Francesco Menghini
Mastarna. Il re etrusco di Roma Storia di una dinastia etrusca
Altromondo Editore, pagg.516, Euro 23,00
IL LIBRO – Questo nuovo libro di Francesco Menghini è un'opera molto curata, informata e colta dal punto di vista storico-documentario, ma nello stesso momento anche molto suggestiva. Grazie alla sua forma e al tono romanzesco e al suo linguaggio vivace ed immaginoso, contribuisce a una migliore facilità di lettura, anche per lettori non specialisti e non accademici. Inoltre questo tipo di storia fabulatrice rende possibile anche una maggiore libertà narrativa. Il romanzo di Menghini tratta un'epoca di grande importanza per la storia etrusca e romana, vale a dire i decenni centrali del VI secolo a. C. caratterizzati soprattutto dagli avvenimenti intorno al personaggio di Mastarna Servio Tullio. La storia è inquadrata prevalentemente nel territorio viterbese chiamato anche Tuscia, una zona ricca di storia e di arte, ma anche di grande fascino naturalistico ed ambientale. Questo cuore dell'Etruria meridionale o Etruria rupestre non è ancora molto conosciuto e sfruttato turisticamente, ma conserva molti dei suoi misteri e delle sue bellezze. Tra le ombre dei possenti palazzi della Roma Caput Mundi si insinuano le trame di una corsa al potere. La lotta è tra due fazioni di senatori: una dalla discendenza filoetrusca contro l'altra nazionalista latina. Fino all'epilogo finale, l'uccisione del re Mastarna e l'ascesa al trono di Tarquinio il superbo, l'ultimo re di Roma.
DAL TESTO – “Quando Lucio Tarquinio Prisco e Tànaquilla salirono al trono correva l'anno 137 di Roma, che i futuri avrebbero detto 616 a.C. “In quel tempo l'area urbana di Roma era circoscritta ai quattro colli: Palatino, Campidoglio, Esquilino, Quirinale; gli altri, pur confederati, non erano area urbana. Questa si estendeva per 1200 iugeri circa ed aveva una popolazione di 40.000 abitanti - uno più, uno meno - ed era malmessa. L'Urbe urgeva di una radicale trasformazione. “Re Tarquinio si prodigò subito affinché la sua città fosse più confortevole, sicura e bella. Per prima cosa realizzò ciò che Anco Marcio non aveva potuto: il prosciugamento della valle fra il Palatino e il Campidoglio, paludosa, dove scorreva anche un allegro fiumiciattolo, il Velabro.
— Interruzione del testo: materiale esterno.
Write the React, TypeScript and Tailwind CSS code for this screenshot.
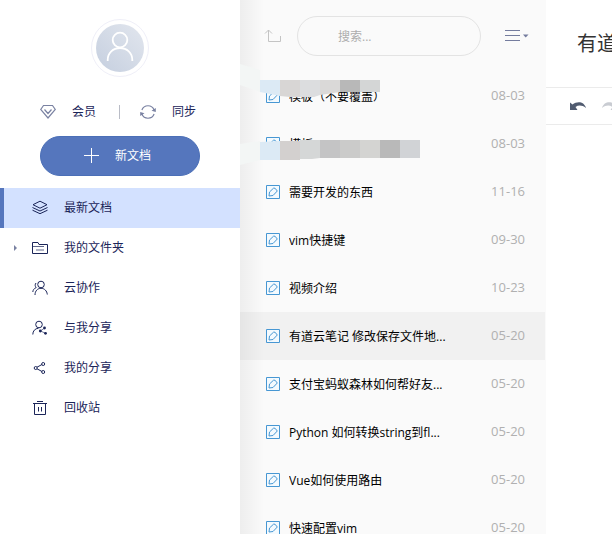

Tarquinio fece convogliare le acque di questo nella Cloaca Massima, che poco prima aveva fatto costruire da ingegneri idraulici fatti venire da Vulci (i quali erano reduci da un'altra grandiosa opera: la bonifica di terre paludose nel territorio della loro città) e così la valle del Tevere fu bonificata, come pure quelle laterali. “Egli fece altresì pavimentare, in terra battuta, il Foro, ormai divenuto il cuore di Roma, dato che aveva intorno gli edifici più importanti, fra cui il Comitium, adibito alle assemblee popolari, la Curia Hostilia, sede del Senato, la reggia, sede del Pontefice Massimo (nella sua funzione di sacrificulus rex) – la reggia residenza del re era sul Palatino - templi ed edifici vari. Inoltre ordinò di abbattere le casupole sulle cime dei colli, ormai decrepite, e al loro posto fece erigere altri templi ed edifici”.
L’AUTORE – Francesco Menghini è nato a Canino nel 1936. Laureato in Lettere Classiche e Archeologia presso l’università degli Studi di Roma ha insegnato queste materie in diversi Licei ed Istituti Superiori. Appassionato di Storia, soprattutto antica, ha vinto il Premio Cardarelli 2006 - La palma dell'eccellenza - sez. Etruscologia. Nel corso degli anni ha trovato un nuovo amore: la terra maremmana.